What is needed: Without the pictures, write out all the lines below exactly as they appear.

====

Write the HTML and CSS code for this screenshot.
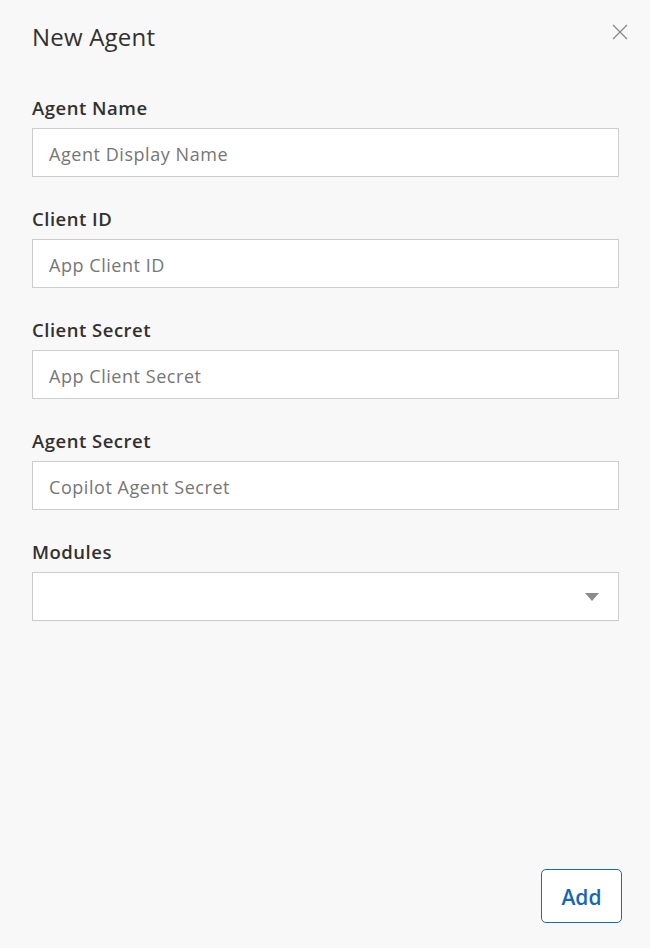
FILE: index.html
```html
<!DOCTYPE html>
<html lang="en">
<head>
<meta charset="utf-8">
<title>New Agent</title>
<link rel="stylesheet" href="styles.css">
</head>
<body>
<div class="panel">
  <header class="panel-header">
    <h1 class="panel-title">New Agent</h1>
    <button class="close-btn" type="button" aria-label="Close">
      <svg width="16" height="16" viewBox="0 0 16 16"><path d="M1 1 L15 15 M15 1 L1 15" stroke="#8a8a8a" stroke-width="1.3" fill="none"/></svg>
    </button>
  </header>
  <form class="form">
    <label class="field">
      <span class="field-label">Agent Name</span>
      <input class="field-input" type="text" placeholder="Agent Display Name">
    </label>
    <label class="field">
      <span class="field-label">Client ID</span>
      <input class="field-input" type="text" placeholder="App Client ID">
    </label>
    <label class="field">
      <span class="field-label">Client Secret</span>
      <input class="field-input" type="text" placeholder="App Client Secret">
    </label>
    <label class="field">
      <span class="field-label">Agent Secret</span>
      <input class="field-input" type="text" placeholder="Copilot Agent Secret">
    </label>
    <div class="field">
      <span class="field-label">Modules</span>
      <div class="select">
        <svg class="select-caret" width="14" height="8" viewBox="0 0 14 8"><path d="M0 0 H14 L7 8 Z" fill="#8c8c8c"/></svg>
      </div>
    </div>
  </form>
  <footer class="panel-footer">
    <button class="add-btn" type="button">Add</button>
  </footer>
</div>
</body>
</html>
```
FILE: styles.css
```css
* { box-sizing: border-box; }

html, body {
  margin: 0;
  padding: 0;
  background: #f8f8f8;
}

body {
  font-family: "Open Sans", "Noto Sans", sans-serif;
  color: #323130;
}

.panel {
  min-height: 948px;
  display: flex;
  flex-direction: column;
  padding: 0 31px 25px 32px;
}

.panel-header {
  display: flex;
  align-items: flex-start;
  justify-content: space-between;
  padding-top: 21px;
  height: 96px;
}

.panel-title {
  margin: 0;
  font-size: 24px;
  font-weight: 400;
  line-height: 32px;
  color: #323130;
  letter-spacing: 0.2px;
}

.close-btn {
  border: 0;
  background: none;
  padding: 0;
  margin: 2px -10px 0 0;
  width: 18px;
  height: 18px;
  display: flex;
  align-items: center;
  justify-content: center;
  cursor: pointer;
}

.form {
  display: flex;
  flex-direction: column;
  gap: 30px;
}

.field {
  display: flex;
  flex-direction: column;
  gap: 8px;
}

.field-label {
  font-size: 18.5px;
  font-weight: 600;
  line-height: 24px;
  color: #323130;
  letter-spacing: 0.5px;
}

.field-input,
.select {
  width: 100%;
  height: 49px;
  border: 1px solid #cccccc;
  background: #ffffff;
  font-family: inherit;
  font-size: 18px;
  padding: 3px 16px 0;
  color: #323130;
  outline: none;
}

.field-input::placeholder {
  color: #767676;
  letter-spacing: 0.55px;
}

.select {
  display: flex;
  align-items: center;
  justify-content: flex-end;
  padding: 0 19px 0 16px;
}

.panel-footer {
  margin-top: auto;
  display: flex;
  justify-content: flex-end;
  margin-right: -3px;
}

.add-btn {
  width: 81px;
  height: 54px;
  border: 1px solid #1a6bb3;
  border-radius: 5px;
  background: #ffffff;
  color: #1566b7;
  font-family: inherit;
  font-size: 21px;
  font-weight: 600;
  padding: 2px 0 0;
  cursor: pointer;
}
```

====

Final answer:
Write the HTML and CSS code for this screenshot.
FILE: index.html
```html
<!DOCTYPE html>
<html lang="en">
<head>
<meta charset="utf-8">
<title>New Agent</title>
<link rel="stylesheet" href="styles.css">
</head>
<body>
<div class="panel">
  <header class="panel-header">
    <h1 class="panel-title">New Agent</h1>
    <button class="close-btn" type="button" aria-label="Close">
      <svg width="16" height="16" viewBox="0 0 16 16"><path d="M1 1 L15 15 M15 1 L1 15" stroke="#8a8a8a" stroke-width="1.3" fill="none"/></svg>
    </button>
  </header>
  <form class="form">
    <label class="field">
      <span class="field-label">Agent Name</span>
      <input class="field-input" type="text" placeholder="Agent Display Name">
    </label>
    <label class="field">
      <span class="field-label">Client ID</span>
      <input class="field-input" type="text" placeholder="App Client ID">
    </label>
    <label class="field">
      <span class="field-label">Client Secret</span>
      <input class="field-input" type="text" placeholder="App Client Secret">
    </label>
    <label class="field">
      <span class="field-label">Agent Secret</span>
      <input class="field-input" type="text" placeholder="Copilot Agent Secret">
    </label>
    <div class="field">
      <span class="field-label">Modules</span>
      <div class="select">
        <svg class="select-caret" width="14" height="8" viewBox="0 0 14 8"><path d="M0 0 H14 L7 8 Z" fill="#8c8c8c"/></svg>
      </div>
    </div>
  </form>
  <footer class="panel-footer">
    <button class="add-btn" type="button">Add</button>
  </footer>
</div>
</body>
</html>
```
FILE: styles.css
```css
* { box-sizing: border-box; }

html, body {
  margin: 0;
  padding: 0;
  background: #f8f8f8;
}

body {
  font-family: "Open Sans", "Noto Sans", sans-serif;
  color: #323130;
}

.panel {
  min-height: 948px;
  display: flex;
  flex-direction: column;
  padding: 0 31px 25px 32px;
}

.panel-header {
  display: flex;
  align-items: flex-start;
  justify-content: space-between;
  padding-top: 21px;
  height: 96px;
}

.panel-title {
  margin: 0;
  font-size: 24px;
  font-weight: 400;
  line-height: 32px;
  color: #323130;
  letter-spacing: 0.2px;
}

.close-btn {
  border: 0;
  background: none;
  padding: 0;
  margin: 2px -10px 0 0;
  width: 18px;
  height: 18px;
  display: flex;
  align-items: center;
  justify-content: center;
  cursor: pointer;
}

.form {
  display: flex;
  flex-direction: column;
  gap: 30px;
}

.field {
  display: flex;
  flex-direction: column;
  gap: 8px;
}

.field-label {
  font-size: 18.5px;
  font-weight: 600;
  line-height: 24px;
  color: #323130;
  letter-spacing: 0.5px;
}

.field-input,
.select {
  width: 100%;
  height: 49px;
  border: 1px solid #cccccc;
  background: #ffffff;
  font-family: inherit;
  font-size: 18px;
  padding: 3px 16px 0;
  color: #323130;
  outline: none;
}

.field-input::placeholder {
  color: #767676;
  letter-spacing: 0.55px;
}

.select {
  display: flex;
  align-items: center;
  justify-content: flex-end;
  padding: 0 19px 0 16px;
}

.panel-footer {
  margin-top: auto;
  display: flex;
  justify-content: flex-end;
  margin-right: -3px;
}

.add-btn {
  width: 81px;
  height: 54px;
  border: 1px solid #1a6bb3;
  border-radius: 5px;
  background: #ffffff;
  color: #1566b7;
  font-family: inherit;
  font-size: 21px;
  font-weight: 600;
  padding: 2px 0 0;
  cursor: pointer;
}
```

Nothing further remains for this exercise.